THE REQUEST >> Track down every line below that holds "screenshot" and copy it.

RECORDS PROVIDED >>
● ● ● ● ●
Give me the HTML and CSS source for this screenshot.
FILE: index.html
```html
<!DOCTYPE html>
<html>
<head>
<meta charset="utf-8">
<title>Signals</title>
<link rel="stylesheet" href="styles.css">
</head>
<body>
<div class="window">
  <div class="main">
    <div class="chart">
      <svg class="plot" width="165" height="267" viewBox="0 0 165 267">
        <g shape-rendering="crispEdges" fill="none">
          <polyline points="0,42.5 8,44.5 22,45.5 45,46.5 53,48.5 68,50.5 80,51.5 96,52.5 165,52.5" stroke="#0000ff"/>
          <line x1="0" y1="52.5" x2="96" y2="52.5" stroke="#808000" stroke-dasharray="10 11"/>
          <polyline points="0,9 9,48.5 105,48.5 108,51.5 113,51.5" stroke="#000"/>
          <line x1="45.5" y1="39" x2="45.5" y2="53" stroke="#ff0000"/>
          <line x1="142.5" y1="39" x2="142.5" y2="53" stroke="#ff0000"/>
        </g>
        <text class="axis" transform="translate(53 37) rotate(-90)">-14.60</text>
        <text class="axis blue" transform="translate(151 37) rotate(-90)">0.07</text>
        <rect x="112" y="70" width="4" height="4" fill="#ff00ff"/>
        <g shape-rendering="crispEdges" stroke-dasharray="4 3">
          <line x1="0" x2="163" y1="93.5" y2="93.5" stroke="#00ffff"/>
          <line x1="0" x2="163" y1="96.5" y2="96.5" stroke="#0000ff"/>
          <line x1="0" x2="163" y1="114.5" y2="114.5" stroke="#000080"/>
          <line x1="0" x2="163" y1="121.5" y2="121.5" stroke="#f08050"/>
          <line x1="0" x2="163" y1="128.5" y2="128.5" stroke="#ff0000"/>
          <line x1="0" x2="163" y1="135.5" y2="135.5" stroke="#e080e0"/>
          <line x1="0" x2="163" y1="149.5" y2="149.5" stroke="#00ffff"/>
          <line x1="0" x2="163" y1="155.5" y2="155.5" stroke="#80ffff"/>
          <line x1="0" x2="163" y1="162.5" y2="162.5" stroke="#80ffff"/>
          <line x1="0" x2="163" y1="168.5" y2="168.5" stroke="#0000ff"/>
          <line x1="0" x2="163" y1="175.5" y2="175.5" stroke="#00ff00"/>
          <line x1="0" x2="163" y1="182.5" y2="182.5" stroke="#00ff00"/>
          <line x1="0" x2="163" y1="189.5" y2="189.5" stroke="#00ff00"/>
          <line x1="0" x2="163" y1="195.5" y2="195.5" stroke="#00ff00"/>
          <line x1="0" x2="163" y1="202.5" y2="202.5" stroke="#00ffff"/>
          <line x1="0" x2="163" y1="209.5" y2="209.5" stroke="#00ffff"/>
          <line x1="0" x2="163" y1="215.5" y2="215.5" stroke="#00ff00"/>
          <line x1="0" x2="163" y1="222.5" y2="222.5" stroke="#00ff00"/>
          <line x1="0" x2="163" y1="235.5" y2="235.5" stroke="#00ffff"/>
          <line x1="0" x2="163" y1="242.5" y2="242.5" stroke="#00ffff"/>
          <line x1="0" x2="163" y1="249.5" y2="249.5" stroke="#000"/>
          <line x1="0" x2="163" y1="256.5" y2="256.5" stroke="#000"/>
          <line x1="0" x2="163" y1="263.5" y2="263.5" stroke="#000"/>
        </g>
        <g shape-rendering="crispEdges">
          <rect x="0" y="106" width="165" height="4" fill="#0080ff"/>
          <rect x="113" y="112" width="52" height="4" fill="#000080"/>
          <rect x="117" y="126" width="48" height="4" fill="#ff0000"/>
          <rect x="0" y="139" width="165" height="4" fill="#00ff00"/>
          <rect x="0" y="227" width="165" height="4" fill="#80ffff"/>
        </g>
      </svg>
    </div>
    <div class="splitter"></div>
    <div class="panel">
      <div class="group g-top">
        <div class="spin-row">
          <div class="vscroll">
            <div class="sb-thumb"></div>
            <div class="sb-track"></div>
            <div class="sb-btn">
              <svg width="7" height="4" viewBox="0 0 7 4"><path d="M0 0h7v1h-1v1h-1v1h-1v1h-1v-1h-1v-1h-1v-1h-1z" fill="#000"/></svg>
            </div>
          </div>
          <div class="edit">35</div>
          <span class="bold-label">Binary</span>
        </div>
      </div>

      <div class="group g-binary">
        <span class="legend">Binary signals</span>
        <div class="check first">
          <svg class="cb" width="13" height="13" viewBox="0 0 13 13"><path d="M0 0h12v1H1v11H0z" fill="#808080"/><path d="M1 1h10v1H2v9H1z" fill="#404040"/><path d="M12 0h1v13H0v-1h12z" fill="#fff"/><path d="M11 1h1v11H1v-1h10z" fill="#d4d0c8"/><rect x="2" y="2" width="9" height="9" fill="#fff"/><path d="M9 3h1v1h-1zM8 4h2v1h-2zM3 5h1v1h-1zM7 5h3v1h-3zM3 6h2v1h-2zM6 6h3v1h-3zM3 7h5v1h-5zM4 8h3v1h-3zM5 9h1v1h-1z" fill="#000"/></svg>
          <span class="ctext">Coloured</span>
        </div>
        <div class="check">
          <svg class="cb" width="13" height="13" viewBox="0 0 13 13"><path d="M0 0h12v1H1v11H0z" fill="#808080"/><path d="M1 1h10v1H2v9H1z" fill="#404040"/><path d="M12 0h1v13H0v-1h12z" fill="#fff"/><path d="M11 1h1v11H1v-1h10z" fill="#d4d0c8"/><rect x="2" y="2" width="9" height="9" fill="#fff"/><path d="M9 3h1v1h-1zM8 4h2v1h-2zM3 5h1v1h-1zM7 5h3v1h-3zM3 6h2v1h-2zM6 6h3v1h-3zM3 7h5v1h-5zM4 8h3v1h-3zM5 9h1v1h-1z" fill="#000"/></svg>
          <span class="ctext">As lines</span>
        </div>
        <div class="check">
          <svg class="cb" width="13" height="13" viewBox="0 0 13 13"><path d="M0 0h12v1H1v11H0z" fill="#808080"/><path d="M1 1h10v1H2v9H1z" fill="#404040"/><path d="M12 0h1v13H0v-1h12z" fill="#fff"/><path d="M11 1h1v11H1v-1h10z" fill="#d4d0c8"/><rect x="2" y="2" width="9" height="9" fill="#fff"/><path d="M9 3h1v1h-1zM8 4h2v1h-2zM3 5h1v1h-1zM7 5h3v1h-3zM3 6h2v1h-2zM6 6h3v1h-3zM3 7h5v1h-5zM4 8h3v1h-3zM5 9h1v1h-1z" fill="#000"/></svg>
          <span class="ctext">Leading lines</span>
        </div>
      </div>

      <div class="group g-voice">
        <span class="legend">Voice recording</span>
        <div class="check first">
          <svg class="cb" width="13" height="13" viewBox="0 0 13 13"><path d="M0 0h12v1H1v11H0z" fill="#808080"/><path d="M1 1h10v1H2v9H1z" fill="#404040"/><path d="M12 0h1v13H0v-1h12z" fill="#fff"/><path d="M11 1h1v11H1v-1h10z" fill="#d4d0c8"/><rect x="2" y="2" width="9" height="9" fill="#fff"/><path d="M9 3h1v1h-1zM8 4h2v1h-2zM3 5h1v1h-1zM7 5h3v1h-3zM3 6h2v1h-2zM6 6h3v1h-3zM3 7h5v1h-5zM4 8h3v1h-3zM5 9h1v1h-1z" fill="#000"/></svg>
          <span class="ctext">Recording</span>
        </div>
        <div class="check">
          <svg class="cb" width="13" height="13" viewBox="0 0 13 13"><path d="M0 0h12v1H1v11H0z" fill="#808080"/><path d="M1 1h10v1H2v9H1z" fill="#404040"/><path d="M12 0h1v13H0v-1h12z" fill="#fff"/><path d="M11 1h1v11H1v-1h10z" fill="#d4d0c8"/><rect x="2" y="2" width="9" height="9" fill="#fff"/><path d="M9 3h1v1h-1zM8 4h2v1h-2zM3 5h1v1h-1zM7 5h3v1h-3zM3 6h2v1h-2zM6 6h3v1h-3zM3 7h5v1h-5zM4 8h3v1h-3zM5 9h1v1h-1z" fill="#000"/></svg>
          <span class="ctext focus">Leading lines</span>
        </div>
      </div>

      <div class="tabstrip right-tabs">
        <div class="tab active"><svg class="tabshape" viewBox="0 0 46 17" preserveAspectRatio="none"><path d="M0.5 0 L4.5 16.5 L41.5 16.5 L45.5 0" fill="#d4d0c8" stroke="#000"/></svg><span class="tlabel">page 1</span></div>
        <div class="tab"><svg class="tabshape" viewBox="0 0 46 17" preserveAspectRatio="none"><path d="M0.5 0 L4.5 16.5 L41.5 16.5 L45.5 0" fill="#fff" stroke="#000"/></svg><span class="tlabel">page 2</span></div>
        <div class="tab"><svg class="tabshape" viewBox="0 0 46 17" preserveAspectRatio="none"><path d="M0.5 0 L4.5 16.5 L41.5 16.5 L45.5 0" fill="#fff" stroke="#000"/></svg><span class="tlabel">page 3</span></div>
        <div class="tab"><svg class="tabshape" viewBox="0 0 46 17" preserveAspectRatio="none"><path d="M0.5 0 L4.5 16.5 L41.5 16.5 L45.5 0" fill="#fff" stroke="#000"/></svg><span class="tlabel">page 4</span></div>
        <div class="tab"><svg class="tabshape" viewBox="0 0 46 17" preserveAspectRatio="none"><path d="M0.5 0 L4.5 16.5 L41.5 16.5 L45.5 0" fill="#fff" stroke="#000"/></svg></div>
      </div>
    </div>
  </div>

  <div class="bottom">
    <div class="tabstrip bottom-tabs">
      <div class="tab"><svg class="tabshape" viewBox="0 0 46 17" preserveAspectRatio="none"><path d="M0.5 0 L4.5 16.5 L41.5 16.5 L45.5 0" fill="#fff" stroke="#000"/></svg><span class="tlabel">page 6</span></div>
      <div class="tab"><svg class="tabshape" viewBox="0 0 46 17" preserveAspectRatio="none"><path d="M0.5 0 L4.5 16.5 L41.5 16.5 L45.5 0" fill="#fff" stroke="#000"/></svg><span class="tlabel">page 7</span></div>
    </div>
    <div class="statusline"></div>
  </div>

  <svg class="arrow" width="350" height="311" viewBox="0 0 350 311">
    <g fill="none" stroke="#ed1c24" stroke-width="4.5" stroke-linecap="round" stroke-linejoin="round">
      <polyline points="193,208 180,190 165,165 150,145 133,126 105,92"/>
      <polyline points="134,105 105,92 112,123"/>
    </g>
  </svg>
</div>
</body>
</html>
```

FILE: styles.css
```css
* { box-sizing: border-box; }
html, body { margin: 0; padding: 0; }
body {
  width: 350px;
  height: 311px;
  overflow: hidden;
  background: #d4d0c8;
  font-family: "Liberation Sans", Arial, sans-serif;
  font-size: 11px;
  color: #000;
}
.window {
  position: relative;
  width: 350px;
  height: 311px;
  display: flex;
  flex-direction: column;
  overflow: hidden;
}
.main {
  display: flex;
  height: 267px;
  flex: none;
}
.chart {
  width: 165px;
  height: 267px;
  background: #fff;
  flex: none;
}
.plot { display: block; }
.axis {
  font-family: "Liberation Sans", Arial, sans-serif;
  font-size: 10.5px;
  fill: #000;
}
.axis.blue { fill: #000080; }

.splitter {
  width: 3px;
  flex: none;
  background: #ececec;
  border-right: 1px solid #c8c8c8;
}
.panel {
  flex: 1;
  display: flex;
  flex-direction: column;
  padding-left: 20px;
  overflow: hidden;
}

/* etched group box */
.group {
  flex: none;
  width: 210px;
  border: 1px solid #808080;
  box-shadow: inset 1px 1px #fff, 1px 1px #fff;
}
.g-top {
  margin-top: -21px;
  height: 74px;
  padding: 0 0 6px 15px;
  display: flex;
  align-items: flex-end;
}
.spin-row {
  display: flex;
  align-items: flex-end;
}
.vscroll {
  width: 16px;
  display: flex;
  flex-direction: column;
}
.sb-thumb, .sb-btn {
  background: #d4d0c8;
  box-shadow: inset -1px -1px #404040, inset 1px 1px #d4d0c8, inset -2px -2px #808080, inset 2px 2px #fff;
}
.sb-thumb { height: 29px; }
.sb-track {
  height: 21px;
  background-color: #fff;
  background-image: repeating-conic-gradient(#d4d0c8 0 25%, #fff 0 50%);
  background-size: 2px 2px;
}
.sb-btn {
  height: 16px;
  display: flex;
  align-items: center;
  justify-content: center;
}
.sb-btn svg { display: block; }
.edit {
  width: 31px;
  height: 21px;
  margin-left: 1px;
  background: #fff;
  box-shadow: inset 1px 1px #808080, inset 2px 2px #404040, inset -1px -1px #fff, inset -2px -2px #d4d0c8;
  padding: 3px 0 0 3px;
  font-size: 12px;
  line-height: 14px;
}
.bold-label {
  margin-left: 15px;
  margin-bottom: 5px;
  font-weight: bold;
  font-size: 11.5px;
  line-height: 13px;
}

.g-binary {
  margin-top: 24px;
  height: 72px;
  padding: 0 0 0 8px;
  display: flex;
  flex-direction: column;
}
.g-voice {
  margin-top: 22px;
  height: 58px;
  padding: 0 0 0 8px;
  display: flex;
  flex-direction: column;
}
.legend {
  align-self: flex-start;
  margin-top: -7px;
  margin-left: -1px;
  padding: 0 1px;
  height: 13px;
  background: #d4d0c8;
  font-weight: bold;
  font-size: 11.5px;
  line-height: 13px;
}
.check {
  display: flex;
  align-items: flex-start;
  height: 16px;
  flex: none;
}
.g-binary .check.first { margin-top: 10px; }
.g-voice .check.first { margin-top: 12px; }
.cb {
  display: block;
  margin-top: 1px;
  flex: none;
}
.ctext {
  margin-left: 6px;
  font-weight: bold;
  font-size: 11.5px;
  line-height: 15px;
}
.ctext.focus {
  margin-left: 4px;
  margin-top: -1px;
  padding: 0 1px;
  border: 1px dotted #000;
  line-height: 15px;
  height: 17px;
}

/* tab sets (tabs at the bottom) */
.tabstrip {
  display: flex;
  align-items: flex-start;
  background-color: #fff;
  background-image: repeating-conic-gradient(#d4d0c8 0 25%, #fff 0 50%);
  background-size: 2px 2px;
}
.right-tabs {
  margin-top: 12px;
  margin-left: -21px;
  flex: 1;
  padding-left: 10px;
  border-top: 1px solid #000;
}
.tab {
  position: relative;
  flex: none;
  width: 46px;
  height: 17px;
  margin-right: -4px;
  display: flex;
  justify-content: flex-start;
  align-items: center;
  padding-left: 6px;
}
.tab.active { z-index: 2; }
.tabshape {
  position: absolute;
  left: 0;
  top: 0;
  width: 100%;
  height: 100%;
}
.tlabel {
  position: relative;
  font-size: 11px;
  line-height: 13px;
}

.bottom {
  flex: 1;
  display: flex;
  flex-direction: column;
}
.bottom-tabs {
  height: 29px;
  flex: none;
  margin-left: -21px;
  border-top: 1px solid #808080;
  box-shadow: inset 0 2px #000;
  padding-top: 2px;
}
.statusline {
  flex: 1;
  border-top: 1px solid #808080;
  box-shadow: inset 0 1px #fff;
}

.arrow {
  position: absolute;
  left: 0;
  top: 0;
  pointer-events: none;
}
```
● ● ● ● ●
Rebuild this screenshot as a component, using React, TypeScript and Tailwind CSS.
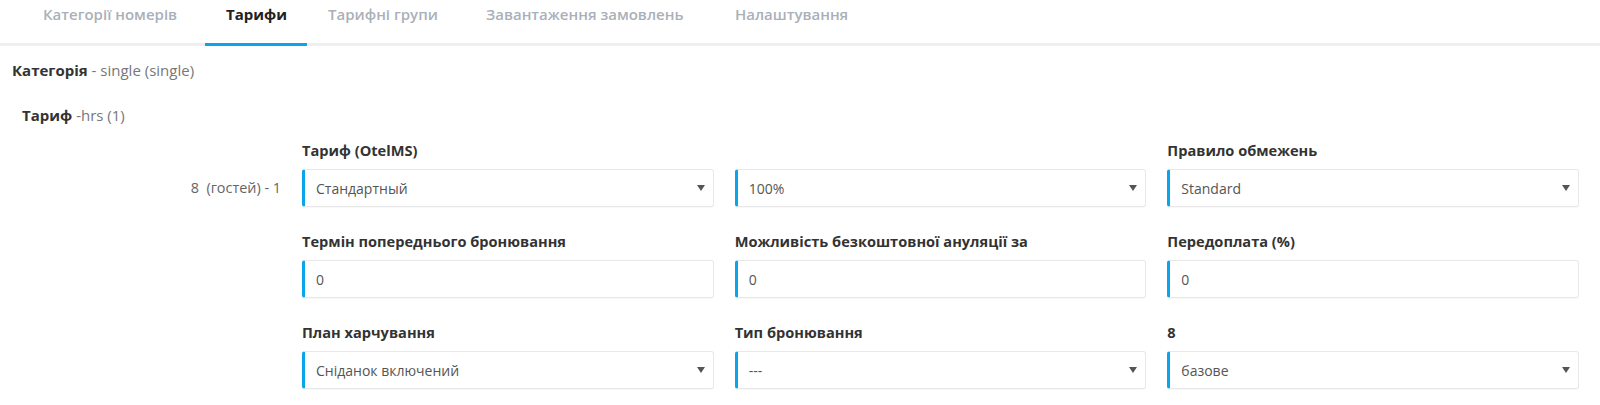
● ● ● ● ●
COMPLETED EXERCISE >>
Give me the HTML and CSS source for this screenshot.
Rebuild this screenshot as a component, using React, TypeScript and Tailwind CSS.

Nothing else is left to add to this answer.